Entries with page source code
+===+

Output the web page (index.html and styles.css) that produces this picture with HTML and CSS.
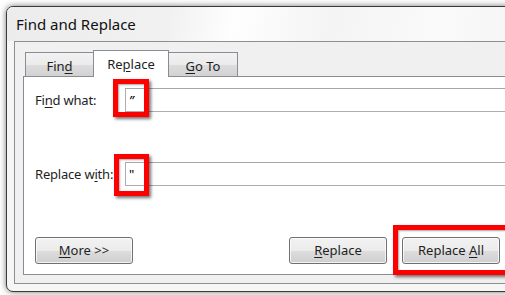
FILE: index.html
```html
<!DOCTYPE html>
<html>
<head>
<meta charset="utf-8">
<link rel="stylesheet" href="styles.css">
</head>
<body>
<div class="window">
  <div class="titlebar">Find and Replace</div>
  <div class="client">
    <div class="tabs">
      <div class="tab">Fin<u>d</u></div>
      <div class="tab selected">Re<u>p</u>lace</div>
      <div class="tab"><u>G</u>o To</div>
    </div>
    <div class="panel">
      <div class="row row-find">
        <label class="label">Fi<u>n</u>d what:</label>
        <div class="field">
          <div class="input">”</div>
          <div class="mark mark-find"></div>
        </div>
      </div>
      <div class="row row-replace">
        <label class="label">Replace w<u>i</u>th:</label>
        <div class="field">
          <div class="input">"</div>
          <div class="mark mark-replace"></div>
        </div>
      </div>
      <div class="buttons">
        <div class="btn"><u>M</u>ore &gt;&gt;</div>
        <div class="btn btn-replace"><u>R</u>eplace</div>
        <div class="btn-wrap">
          <div class="btn">Replace <u>A</u>ll</div>
          <div class="mark mark-all"></div>
        </div>
      </div>
    </div>
  </div>
</div>
</body>
</html>
```
FILE: styles.css
```css
html, body {
  margin: 0;
  padding: 0;
  overflow: hidden;
  background: #ffffff;
  width: 505px;
  height: 295px;
}
body {
  font-family: "Noto Sans", "Open Sans", "DejaVu Sans", sans-serif;
  font-size: 12px;
  color: #1e1e1e;
}
u { text-decoration: underline; text-underline-offset: 2px; }

.window {
  margin: 6px 0 0 6px;
  width: 540px;
  height: 284px;
  border: 1px solid #3a3a3a;
  border-radius: 7px 7px 0 7px;
  background: #f6f6f6;
  box-shadow: 0 0 6px rgba(0,0,0,0.55);
  display: flex;
  flex-direction: column;
  overflow: hidden;
}
.titlebar {
  height: 34px;
  flex: none;
  box-sizing: border-box;
  padding: 7px 0 0 9px;
  font-size: 15px;
  color: #111;
  background: linear-gradient(100deg, #ececec 0%, #f1f1f1 30%, #fefefe 42%, #f4f4f4 60%, #fafafa 80%, #f3f3f3 100%);
}
.client {
  margin: 0 7px 7px 7px;
  height: 243px;
  box-sizing: border-box;
  border: 1px solid #8e8f8f;
  background: #f0f0f0;
  padding: 8px 8px 8px 8px;
  display: flex;
  flex-direction: column;
}
.tabs {
  display: flex;
  align-items: flex-end;
  height: 26px;
  padding-left: 2px;
  position: relative;
  z-index: 1;
}
.tab {
  height: 24px;
  box-sizing: border-box;
  border: 1px solid #898c95;
  border-bottom: none;
  background: linear-gradient(#f2f2f2 0%, #ebebeb 50%, #dddddd 51%, #d2d2d2 100%);
  text-align: center;
  line-height: 22px;
  font-size: 13px;
  padding-top: 2px;
  color: #1e1e1e;
}
.tab:nth-child(1) { width: 68px; border-right: none; }
.tab:nth-child(3) { width: 69px; border-left: none; }
.tab.selected {
  width: 76px;
  height: 27px;
  margin-bottom: -1px;
  background: #ffffff;
  line-height: 22px;
  padding-top: 2px;
}
.panel {
  height: 199px;
  box-sizing: border-box;
  border: 1px solid #898c95;
  background: #ffffff;
  padding: 11px 0 10px 11px;
  display: flex;
  flex-direction: column;
}
.row {
  display: flex;
  align-items: center;
  height: 24px;
}
.row-replace { margin-top: 50px; }
.label {
  width: 90px;
  flex: none;
  font-size: 13px;
  letter-spacing: -0.2px;
}
.field {
  flex: 1;
  position: relative;
  height: 24px;
}
.input {
  height: 24px;
  box-sizing: border-box;
  border: 1px solid #abadb3;
  border-top-color: #a7a7a7;
  padding: 2px 0 0 3px;
  font-size: 13px;
  line-height: 18px;
  color: #000;
}
.row-find .input { font-style: italic; }
.mark {
  position: absolute;
  border: 5px solid #ff0000;
  box-shadow: 2px 2px 3px rgba(0,0,0,0.55), inset 1px 1px 2px rgba(0,0,0,0.35);
  box-sizing: border-box;
}
.mark-find { left: -12px; top: -9px; width: 36px; height: 38px; }
.mark-replace { left: -11px; top: -8px; width: 35px; height: 42px; }
.buttons {
  margin-top: auto;
  display: flex;
  align-items: center;
  gap: 15px;
}
.btn {
  width: 98px;
  height: 27px;
  box-sizing: border-box;
  flex: none;
  border: 1px solid #707070;
  border-radius: 3px;
  background: linear-gradient(#f2f2f2 0%, #ebebeb 50%, #dddddd 51%, #cfcfcf 100%);
  box-shadow: inset 0 0 0 1px rgba(255,255,255,0.75);
  text-align: center;
  line-height: 24px;
  font-size: 13px;
  color: #1e1e1e;
}
.btn-replace { margin-left: 141px; }
.btn-wrap { position: relative; flex: none; }
.mark-all { left: -9px; top: -12px; width: 120px; height: 50px; }
```
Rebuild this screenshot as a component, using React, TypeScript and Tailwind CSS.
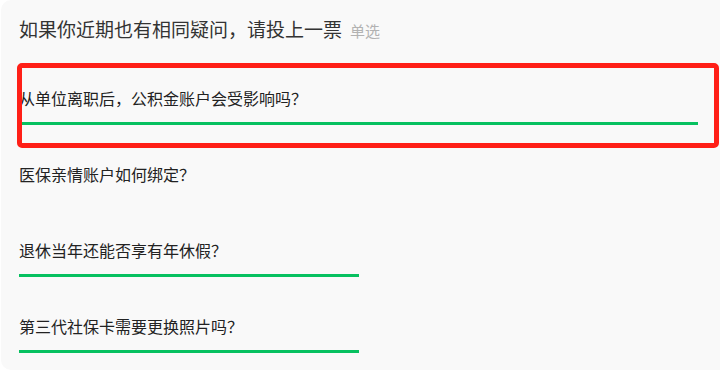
import React from 'react';

const options = [
  { label: '从单位离职后，公积金账户会受影响吗？', pct: 100 },
  { label: '医保亲情账户如何绑定？', pct: 0 },
  { label: '退休当年还能否享有年休假？', pct: 50 },
  { label: '第三代社保卡需要更换照片吗？', pct: 50 },
];

const App = () => {
  return (
    <div
      className="relative w-[720px] h-[372px] overflow-hidden bg-white"
      style={{ fontFamily: '"Noto Sans CJK SC", "Noto Sans", sans-serif' }}
    >
      <div className="ml-px w-[740px] h-[370px] rounded-[10px] bg-[#f9f9f9] pl-[18px]">
        <div className="pt-[15px] flex items-baseline h-[43px]">
          <span className="text-[19px] leading-[28px] text-[#333]">如果你近期也有相同疑问，请投上一票</span>
          <span className="ml-[8px] text-[15px] text-[#b2b2b2]">单选</span>
        </div>

        <div className="mt-[44px] w-[679px]">
          {options.map((opt) => (
            <div key={opt.label} className="h-[76px] flex flex-col">
              <div className="text-[16px] leading-[22px] text-[#222]">{opt.label}</div>
              <div className="mt-[13px] h-[3px]">
                {opt.pct > 0 && (
                  <div className="h-[3px] bg-[#07c160]" style={{ width: `${opt.pct}%` }} />
                )}
              </div>
            </div>
          ))}
        </div>
      </div>

      {/* annotation box */}
      <div className="absolute left-[17px] top-[63px] w-[702px] h-[85px] border-[5px] border-[#ff1f17] rounded-[5px]" />
    </div>
  );
};

export default App;
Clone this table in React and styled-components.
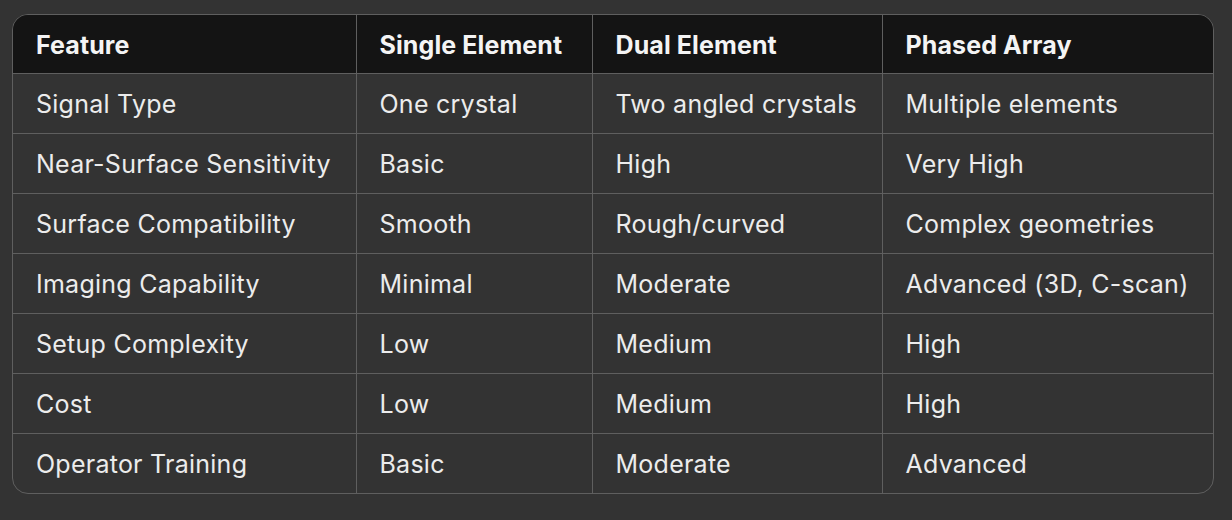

+===+

→ Written task
Exactly reproduce the entries above, minus the pictures.

→ Finished task
Output the web page (index.html and styles.css) that produces this picture with HTML and CSS.
FILE: index.html
```html
<!DOCTYPE html>
<html>
<head>
<meta charset="utf-8">
<link rel="stylesheet" href="styles.css">
</head>
<body>
<div class="window">
  <div class="titlebar">Find and Replace</div>
  <div class="client">
    <div class="tabs">
      <div class="tab">Fin<u>d</u></div>
      <div class="tab selected">Re<u>p</u>lace</div>
      <div class="tab"><u>G</u>o To</div>
    </div>
    <div class="panel">
      <div class="row row-find">
        <label class="label">Fi<u>n</u>d what:</label>
        <div class="field">
          <div class="input">”</div>
          <div class="mark mark-find"></div>
        </div>
      </div>
      <div class="row row-replace">
        <label class="label">Replace w<u>i</u>th:</label>
        <div class="field">
          <div class="input">"</div>
          <div class="mark mark-replace"></div>
        </div>
      </div>
      <div class="buttons">
        <div class="btn"><u>M</u>ore &gt;&gt;</div>
        <div class="btn btn-replace"><u>R</u>eplace</div>
        <div class="btn-wrap">
          <div class="btn">Replace <u>A</u>ll</div>
          <div class="mark mark-all"></div>
        </div>
      </div>
    </div>
  </div>
</div>
</body>
</html>
```
FILE: styles.css
```css
html, body {
  margin: 0;
  padding: 0;
  overflow: hidden;
  background: #ffffff;
  width: 505px;
  height: 295px;
}
body {
  font-family: "Noto Sans", "Open Sans", "DejaVu Sans", sans-serif;
  font-size: 12px;
  color: #1e1e1e;
}
u { text-decoration: underline; text-underline-offset: 2px; }

.window {
  margin: 6px 0 0 6px;
  width: 540px;
  height: 284px;
  border: 1px solid #3a3a3a;
  border-radius: 7px 7px 0 7px;
  background: #f6f6f6;
  box-shadow: 0 0 6px rgba(0,0,0,0.55);
  display: flex;
  flex-direction: column;
  overflow: hidden;
}
.titlebar {
  height: 34px;
  flex: none;
  box-sizing: border-box;
  padding: 7px 0 0 9px;
  font-size: 15px;
  color: #111;
  background: linear-gradient(100deg, #ececec 0%, #f1f1f1 30%, #fefefe 42%, #f4f4f4 60%, #fafafa 80%, #f3f3f3 100%);
}
.client {
  margin: 0 7px 7px 7px;
  height: 243px;
  box-sizing: border-box;
  border: 1px solid #8e8f8f;
  background: #f0f0f0;
  padding: 8px 8px 8px 8px;
  display: flex;
  flex-direction: column;
}
.tabs {
  display: flex;
  align-items: flex-end;
  height: 26px;
  padding-left: 2px;
  position: relative;
  z-index: 1;
}
.tab {
  height: 24px;
  box-sizing: border-box;
  border: 1px solid #898c95;
  border-bottom: none;
  background: linear-gradient(#f2f2f2 0%, #ebebeb 50%, #dddddd 51%, #d2d2d2 100%);
  text-align: center;
  line-height: 22px;
  font-size: 13px;
  padding-top: 2px;
  color: #1e1e1e;
}
.tab:nth-child(1) { width: 68px; border-right: none; }
.tab:nth-child(3) { width: 69px; border-left: none; }
.tab.selected {
  width: 76px;
  height: 27px;
  margin-bottom: -1px;
  background: #ffffff;
  line-height: 22px;
  padding-top: 2px;
}
.panel {
  height: 199px;
  box-sizing: border-box;
  border: 1px solid #898c95;
  background: #ffffff;
  padding: 11px 0 10px 11px;
  display: flex;
  flex-direction: column;
}
.row {
  display: flex;
  align-items: center;
  height: 24px;
}
.row-replace { margin-top: 50px; }
.label {
  width: 90px;
  flex: none;
  font-size: 13px;
  letter-spacing: -0.2px;
}
.field {
  flex: 1;
  position: relative;
  height: 24px;
}
.input {
  height: 24px;
  box-sizing: border-box;
  border: 1px solid #abadb3;
  border-top-color: #a7a7a7;
  padding: 2px 0 0 3px;
  font-size: 13px;
  line-height: 18px;
  color: #000;
}
.row-find .input { font-style: italic; }
.mark {
  position: absolute;
  border: 5px solid #ff0000;
  box-shadow: 2px 2px 3px rgba(0,0,0,0.55), inset 1px 1px 2px rgba(0,0,0,0.35);
  box-sizing: border-box;
}
.mark-find { left: -12px; top: -9px; width: 36px; height: 38px; }
.mark-replace { left: -11px; top: -8px; width: 35px; height: 42px; }
.buttons {
  margin-top: auto;
  display: flex;
  align-items: center;
  gap: 15px;
}
.btn {
  width: 98px;
  height: 27px;
  box-sizing: border-box;
  flex: none;
  border: 1px solid #707070;
  border-radius: 3px;
  background: linear-gradient(#f2f2f2 0%, #ebebeb 50%, #dddddd 51%, #cfcfcf 100%);
  box-shadow: inset 0 0 0 1px rgba(255,255,255,0.75);
  text-align: center;
  line-height: 24px;
  font-size: 13px;
  color: #1e1e1e;
}
.btn-replace { margin-left: 141px; }
.btn-wrap { position: relative; flex: none; }
.mark-all { left: -9px; top: -12px; width: 120px; height: 50px; }
```
Rebuild this screenshot as a component, using React, TypeScript and Tailwind CSS.
import React from 'react';

const options = [
  { label: '从单位离职后，公积金账户会受影响吗？', pct: 100 },
  { label: '医保亲情账户如何绑定？', pct: 0 },
  { label: '退休当年还能否享有年休假？', pct: 50 },
  { label: '第三代社保卡需要更换照片吗？', pct: 50 },
];

const App = () => {
  return (
    <div
      className="relative w-[720px] h-[372px] overflow-hidden bg-white"
      style={{ fontFamily: '"Noto Sans CJK SC", "Noto Sans", sans-serif' }}
    >
      <div className="ml-px w-[740px] h-[370px] rounded-[10px] bg-[#f9f9f9] pl-[18px]">
        <div className="pt-[15px] flex items-baseline h-[43px]">
          <span className="text-[19px] leading-[28px] text-[#333]">如果你近期也有相同疑问，请投上一票</span>
          <span className="ml-[8px] text-[15px] text-[#b2b2b2]">单选</span>
        </div>

        <div className="mt-[44px] w-[679px]">
          {options.map((opt) => (
            <div key={opt.label} className="h-[76px] flex flex-col">
              <div className="text-[16px] leading-[22px] text-[#222]">{opt.label}</div>
              <div className="mt-[13px] h-[3px]">
                {opt.pct > 0 && (
                  <div className="h-[3px] bg-[#07c160]" style={{ width: `${opt.pct}%` }} />
                )}
              </div>
            </div>
          ))}
        </div>
      </div>

      {/* annotation box */}
      <div className="absolute left-[17px] top-[63px] w-[702px] h-[85px] border-[5px] border-[#ff1f17] rounded-[5px]" />
    </div>
  );
};

export default App;
Clone this table in React and styled-components.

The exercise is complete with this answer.